Common mistakes with password policies
- Forcing frequent password changes without any sign of compromise.
- Relying only on complexity rules instead of length and breached-password checks.
- Allowing shared passwords for critical accounts or systems.
- Deploying MFA but leaving admin or service accounts exempt “temporarily”.
- Writing strict policies that cannot be enforced by real systems.
- Ignoring user training and then blaming users for predictable mistakes.
Conclusion: turn password rules into real protection
Password policies that actually reduce risk start from a simple idea: target the attacks that happen in the real
world, not just what looks strict on paper. Longer, stronger and unique passwords, supported by breached-password
checks, MFA and clear user guidance, provide far more protection than frequent forced changes and confusing
complexity rules.
By aligning your policies with modern best practices, measuring their impact and explaining the purpose behind each
rule, you can cut account takeover risk, ease the load on your help desk and show regulators and partners that your
authentication strategy is serious, proportionate and effective.
Quick guide: password policies that actually reduce risk
Use this quick guide as a left-aligned checklist to redesign password rules so they reduce real breach risk instead
of just annoying users.
- 1. Start with risk: identify which accounts are most valuable (email, VPN, admin, finance, HR) and prioritize those.
- 2. Increase length, simplify rules: set a minimum of 12+ characters for users and 14–16 for admins; allow long passphrases.
- 3. Block weak and breached passwords: check new passwords against common and previously compromised lists and reject bad choices.
- 4. Stop forced frequent changes: require password changes mainly after suspected compromise or major security events.
- 5. Mandate MFA on high-risk systems: always combine passwords with multi-factor authentication for remote access and admin roles.
- 6. Support users with tools: provide password managers, clear examples of strong passphrases and self-service resets.
- 7. Measure and adjust: track compromised accounts, lockouts and help desk tickets, then refine your rules and training.
FAQ – Password policies that actually reduce risk
Why are old “8 characters and symbols” password rules no longer enough?
Attackers now use massive leaked password lists and smarter guessing tools. Short, forced-complex passwords are
easy to predict and often reused. Modern guidance focuses on longer, unique passwords combined with checks against
breached lists and strong MFA.
How long should passwords be for normal users and administrators?
A practical baseline is at least 12 characters for standard users and 14–16 characters for administrators or
high-privilege accounts.
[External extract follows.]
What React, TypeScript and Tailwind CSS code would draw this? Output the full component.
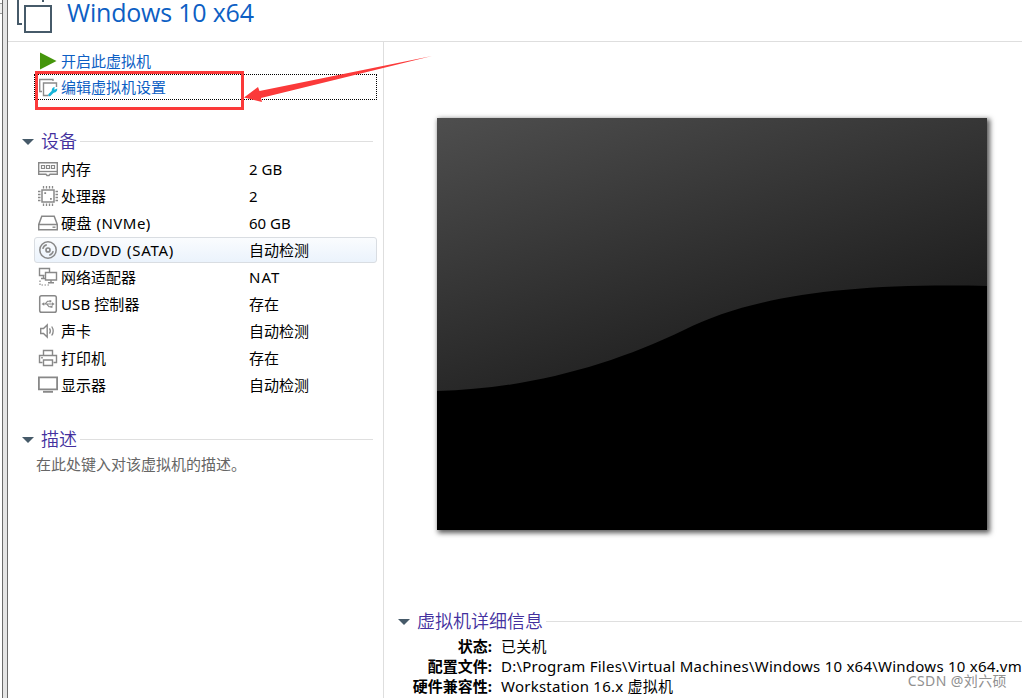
import type { ReactNode } from "react";

const UI_FONT = "font-['Noto_Sans','Noto_Sans_CJK_SC',sans-serif]";

type IconName =
  | "memory"
  | "cpu"
  | "disk"
  | "disc"
  | "network"
  | "usb"
  | "sound"
  | "printer"
  | "display";

interface Device {
  icon: IconName;
  name: string;
  value: string;
  selected?: boolean;
  nameClass?: string;
  valueClass?: string;
}

const devices: Device[] = [
  { icon: "memory", name: "内存", value: "2 GB" },
  { icon: "cpu", name: "处理器", value: "2" },
  { icon: "disk", name: "硬盘 (NVMe)", value: "60 GB", nameClass: "tracking-[0.5px]" },
  {
    icon: "disc",
    name: "CD/DVD (SATA)",
    value: "自动检测",
    selected: true,
    nameClass: "tracking-[0.75px]",
  },
  { icon: "network", name: "网络适配器", value: "NAT", valueClass: "tracking-[1px]" },
  { icon: "usb", name: "USB 控制器", value: "存在", nameClass: "tracking-[0.1px]" },
  { icon: "sound", name: "声卡", value: "自动检测" },
  { icon: "printer", name: "打印机", value: "存在" },
  { icon: "display", name: "显示器", value: "自动检测" },
];

const details = [
  { label: "状态:", value: "已关机" },
  {
    label: "配置文件:",
    value: "D:\\Program Files\\Virtual Machines\\Windows 10 x64\\Windows 10 x64.vm",
  },
  { label: "硬件兼容性:", value: "Workstation 16.x 虚拟机" },
];

const glyphs: Record<IconName, ReactNode> = {
  memory: (
    <>
      <path d="M.7 3.700h18.600v11.600H12l-1 1.200H9l-1-1.200H.7z" strokeWidth="1.4" />
      <path d="M3.500 6.500h3v3h-3zM8.500 6.500h3v3h-3zM13.500 6.500h3v3h-3z" strokeWidth="1.2" />
      <path d="M1 12.500h18" strokeWidth="1.3" />
    </>
  ),
  cpu: (
    <>
      <path d="M4 4h12v12H4z" strokeWidth="1.5" />
      <path
        d="M5.500 0v2.500M8.500 0v2.500M11.500 0v2.500M14.500 0v2.500M5.500 17.500V20M8.500 17.500V20M11.500 17.500V20M14.500 17.500V20M0 5.500h2.500M0 8.500h2.500M0 11.500h2.500M0 14.500h2.500M17.500 5.500H20M17.500 8.500H20M17.500 11.500H20M17.500 14.500H20"
        strokeWidth="1.3"
      />
      <path d="M6.300 6.300h1.800v1.800H6.300zM12 12h1.800v1.800H12z" fill="#888" stroke="none" />
    </>
  ),
  disk: (
    <>
      <path d="M3.800 3.200h12.400l3.100 8.300v5.200H.7v-5.200zM.7 11.500h18.600" strokeWidth="1.5" />
      <path d="M14.500 14.200h3" strokeWidth="1.4" />
    </>
  ),
  disc: (
    <>
      <circle cx="10" cy="10" r="8.200" strokeWidth="1.5" />
      <circle cx="10" cy="10" r="2" strokeWidth="1.7" />
      <path d="M4.800 8.800a5.400 5.400 0 0 1 4-4M15.200 11.200a5.400 5.400 0 0 1-4 4" strokeWidth="1.5" />
    </>
  ),
  network: (
    <>
      <path d="M6.500 8.500h-5v-7h10v3.500M5.500 9v2.500M3 11.500h4" strokeWidth="1.4" />
      <path d="M7.500 5.500h11v7.500h-11zM13 13v3M10 15.800h6" strokeWidth="1.4" />
      <path d="M2 13.500v4.500h10" strokeWidth="1.2" strokeDasharray="1.5 1.5" />
    </>
  ),
  usb: (
    <>
      <rect x="1.700" y="1.700" width="16.600" height="16.600" rx="1.800" strokeWidth="1.5" />
      <path d="M5 10h10M7 10l2.500-2.700h2M8.500 10l2.500 2.700h2" strokeWidth="1.1" />
      <path
        d="m3.500 10 2.700-1.800v3.600zM14 8.300l2.700 1.700-2.700 1.700zM11.300 6.200h2v2h-2zM12.500 11.700h2v2h-2z"
        fill="#888"
        stroke="none"
      />
    </>
  ),
  sound: (
    <>
      <path d="M2.700 7.500h2.800l3.700-3.500v12l-3.700-3.500H2.700z" strokeWidth="1.4" />
      <path d="M11.500 7.300q1.700 2.700 0 5.400M13.700 5.500q3 4.500 0 9" strokeWidth="1.3" />
    </>
  ),
  printer: (
    <>
      <path d="M5.500 7.500v-5h9v5M4.500 14.500h-3v-7h17v7h-3" strokeWidth="1.4" />
      <path d="M5.500 12h9v5.500h-9zM3.200 9.800h1.600" strokeWidth="1.4" />
    </>
  ),
  display: (
    <>
      <path d="M.9 2.400h18.200v12H.9z" strokeWidth="1.8" />
      <path d="M5 16.800h10" strokeWidth="1.900" />
    </>
  ),
};

function DeviceIcon({ name }: { name: IconName }) {
  return (
    <svg viewBox="0 0 20 20" className="h-5 w-5 shrink-0" fill="none" stroke="#888888">
      {glyphs[name]}
    </svg>
  );
}

function SectionTitle({ children }: { children: string }) {
  return (
    <div className="flex h-6 items-center">
      <svg viewBox="0 0 12 6" className="mt-px h-1.5 w-3 shrink-0">
        <path d="M0 0h12L6 6z" fill="#465a69" />
      </svg>
      <h2 className="ml-[7px] shrink-0 text-[18px] leading-6 font-[350] text-[#43309e]">
        {children}
      </h2>
      <div className="ml-[3px] h-px flex-1 bg-[#dfdfdf]" />
    </div>
  );
}

function DeviceRow({ device }: { device: Device }) {
  return (
    <div
      className={
        device.selected
          ? "mb-px flex h-[26px] items-center rounded-[3px] border border-[#d9dde2] bg-linear-to-b from-[#fafcfe] to-[#ebf3fc] pl-[3px]"
          : "mb-px flex h-[26px] items-center pl-1"
      }
    >
      <DeviceIcon name={device.icon} />
      <span className={`ml-[3px] w-[188px] text-[15px] ${device.nameClass ?? ""}`}>
        {device.name}
      </span>
      <span className={`text-[15px] ${device.valueClass ?? ""}`}>{device.value}</span>
    </div>
  );
}

function Header() {
  return (
    <header className="flex h-[42px] shrink-0 border-b border-[#dedede]">
      <svg
        viewBox="0 0 46 34"
        className="ml-1 h-[34px] w-[46px]"
        fill="none"
        stroke="#465a69"
        strokeWidth="2"
      >
        <path d="M6 0v24h4M31 0v2" />
        <path d="M13 6h26v26H13z" />
      </svg>
      <h1 className="ml-[9px] h-[26px] font-['Open_Sans',sans-serif] text-[25px] leading-[25px] tracking-[-0.2px] text-[#0d5fc4]">
        Windows 10 x64
      </h1>
    </header>
  );
}

function Actions() {
  return (
    <div className="relative pt-[7px] text-[15px] text-[#0d5fc4]">
      <div className="flex h-[25px] items-center pb-px">
        <svg viewBox="0 0 18 18" className="ml-8 h-[18px] w-[18px]">
          <path d="M0 .5 16.500 9 0 17.500z" fill="#45960c" />
        </svg>
        <span className="ml-[3px]">开启此虚拟机</span>
      </div>
      <div className="mb-px ml-[26px] flex h-[26px] w-[343px] items-center border border-dotted border-black pl-1">
        <svg viewBox="0 0 19 19" className="h-[19px] w-[19px]" fill="none">
          <path
            d="M3 13.500H.7V1.500H14V3M9.500 17.500h-5V5h13v4"
            stroke="#8b8b8b"
            strokeWidth="1.4"
          />
          <path d="m10.500 17 4-4" stroke="#14b4d8" strokeWidth="2.5" strokeLinecap="round" />
          <path
            d="M18.200 10.500a3.300 3.300 0 0 1-5 3.500 3.300 3.300 0 0 1 2.500-5l-.5 2.800z"
            fill="#14b4d8"
          />
        </svg>
        <span className="ml-[3px]">编辑虚拟机设置</span>
      </div>
      <div className="absolute top-[29px] left-[27px] h-[39px] w-[209px] border-3 border-[#fb3a3a]" />
      <svg viewBox="0 0 190 52" className="absolute top-[12px] left-[236px] z-10 h-[52px] w-[190px]">
        <path d="M0 43.500 14 33l1.500 4L188 2 17 44l1 4z" fill="#fb3a3a" />
      </svg>
    </div>
  );
}

function Preview() {
  return (
    <svg
      viewBox="0 0 550 412"
      className="ml-[53px] h-[412px] w-[550px] shadow-[2px_2px_5px_1px_rgba(0,0,0,0.65)]"
    >
      <defs>
        <linearGradient id="screen" gradientUnits="userSpaceOnUse" x1="0" y1="0" x2="106" y2="331">
          <stop offset="0" stopColor="#4e4e4e" />
          <stop offset="1" stopColor="#1c1c1c" />
        </linearGradient>
      </defs>
      <path d="M0 0h550v412H0z" fill="url(#screen)" />
      <path d="M0 273C90 271 175 247 247 212C315 178 410 165 550 168V412H0z" fill="#000" />
    </svg>
  );
}

function Details() {
  return (
    <section className="mt-[79px] ml-3.5">
      <SectionTitle>虚拟机详细信息</SectionTitle>
      <dl className="mt-[3px] text-[15px] leading-5">
        {details.map((item) => (
          <div key={item.label} className="flex h-5 whitespace-nowrap">
            <dt className="w-[94px] shrink-0 text-right font-bold">{item.label}</dt>
            <dd className="ml-[9px] tracking-[0.24px]">{item.value}</dd>
          </div>
        ))}
      </dl>
    </section>
  );
}

function WindowEdge() {
  return (
    <div className="flex w-2 shrink-0">
      <div className="w-0.5">
        <div className="mt-[3px] h-[11px] border-y border-[#9a9a9a] bg-[#f0f0f0]" />
      </div>
      <div className="flex-1 border-x border-[#6c6c6c] bg-[#e5e5e5]" />
    </div>
  );
}

export default function App() {
  return (
    <div
      className={`${UI_FONT} relative flex h-[698px] w-[1022px] overflow-hidden bg-white text-black`}
    >
      <WindowEdge />
      <div className="flex min-w-0 flex-1 flex-col">
        <Header />
        <div className="flex min-h-0 flex-1">
          <aside className="w-[376px] shrink-0 border-r border-[#dedede]">
            <Actions />
            <section className="mt-[29px] ml-3.5 w-[351px]">
              <SectionTitle>设备</SectionTitle>
              <div className="mt-[3px] ml-3 w-[343px]">
                {devices.map((device) => (
                  <DeviceRow key={device.name} device={device} />
                ))}
              </div>
            </section>
            <section className="mt-[29px] ml-3.5 w-[351px]">
              <SectionTitle>描述</SectionTitle>
              <p className="mt-0.5 ml-3.5 text-[15px] text-[#666]">在此处键入对该虚拟机的描述。</p>
            </section>
          </aside>
          <main className="min-w-0 flex-1 pt-[76px]">
            <Preview />
            <Details />
          </main>
        </div>
      </div>
      <div className="absolute right-[15px] bottom-[7px] text-[14px] leading-5 tracking-[0.4px] text-[#909090]">
        CSDN @刘六硕
      </div>
    </div>
  );
}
Longer passphrases increase resistance to brute-force and guessing attacks without
requiring strange symbol patterns.
Should we still force users to change passwords every 60 or 90 days?
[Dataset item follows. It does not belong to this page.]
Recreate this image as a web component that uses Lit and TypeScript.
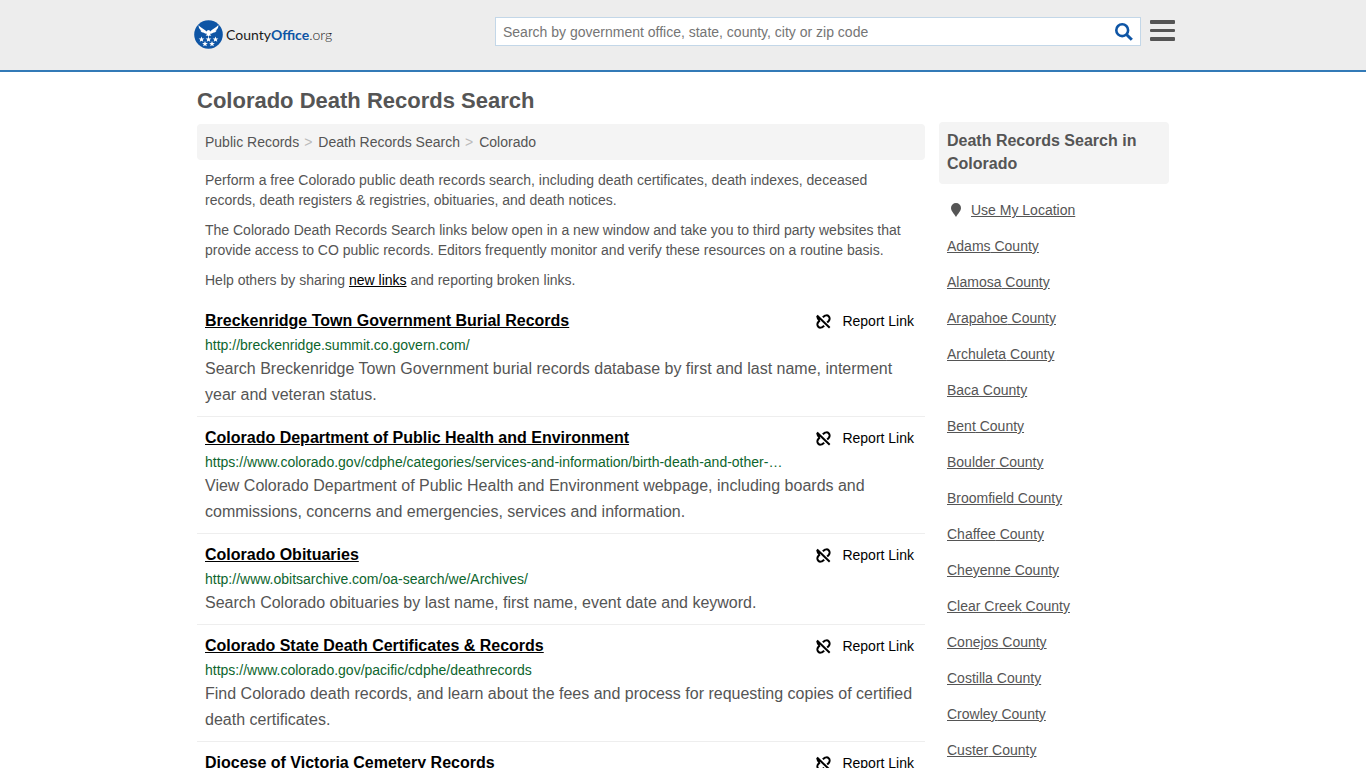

Frequent forced changes often lead to predictable variations and more help desk calls. A risk-based approach is
stronger: require changes after suspected compromise, phishing incidents or major security events, and encourage
periodic reviews for critical accounts.
Are password managers safe for employees to use?
Properly chosen and configured password managers can significantly reduce risk by generating long, unique passwords
for each system and reducing reuse. They should be protected by strong master passwords and MFA, and managed under
clear policies.
How does multi-factor authentication fit into password policies?
Multi-factor authentication adds a second proof of identity, such as an app code or hardware key, making stolen or
guessed passwords much less useful to attackers. For remote access, email and admin accounts, MFA should be treated
as mandatory, not optional.
What should we do about shared or generic passwords for critical systems?
Shared passwords are high risk because accountability is lost and users often copy them elsewhere. Replace them
with individual accounts, role-based access, strong authentication and, where necessary, controlled privileged
access tools or password vaults with full auditing.
How can we tell if our password policy is really working?
Track concrete indicators: number of compromised accounts, results of phishing tests, lockout and reset rates,
percentage of accounts with MFA, and how many passwords are blocked as weak or breached. Use these metrics to refine
policy details and training topics.
Reference framework and key standards
To show that your password policy reflects recognized good practice, align it with widely used security and identity
standards. The goal is not to copy them word for word, but to demonstrate that your rules follow established
guidance instead of ad-hoc choices.
-
Modern digital identity guidelines:
widely referenced guidance on authentication, password strength, blocked password lists, password lifetime and the
role of multi-factor authentication in reducing account takeover risk. -
Information security management standards:
frameworks that define controls for access management, authentication, user responsibilities, secure configuration
of systems and regular review of account and credential status. -
Cybersecurity control catalogs:
practical control sets that emphasize strong authentication, protection of administrative accounts, secure use of
password managers and monitoring for credential theft and misuse. -
Sector-specific regulations and contracts:
rules in areas such as finance, healthcare, government or education that may require certain levels of
authentication security, event logging, incident handling and user awareness. -
Internal governance documents:
risk assessments, policies, standards and procedures that document why you chose specific password requirements,
how they support business and compliance goals, and how they are enforced in real systems.
Mapping your password policy and technical settings to these references helps demonstrate that you followed a
structured approach to protecting accounts, especially when discussing your controls with auditors, regulators or
security partners.
Final considerations
Effective password policies are no longer about squeezing as many symbols as possible into eight characters. They
are about stopping real attacks: stolen and reused credentials, phishing and targeted attempts against high-value
accounts. By emphasizing length and uniqueness, blocking weak and breached passwords, pairing credentials with MFA
and supporting users with good tools, you can turn password rules into a practical defense instead of a daily
frustration.
Review your policies regularly, test them against real incidents and adjust when the threat landscape, technology or
regulations change. Clear communication with users and managers will help everyone understand that each requirement
exists to reduce concrete risks, not just to create extra steps.
This material is provided for general information and education only and does not replace professional legal, security or compliance advice tailored to your organization, your systems or the specific laws and contractual obligations that apply to your situation.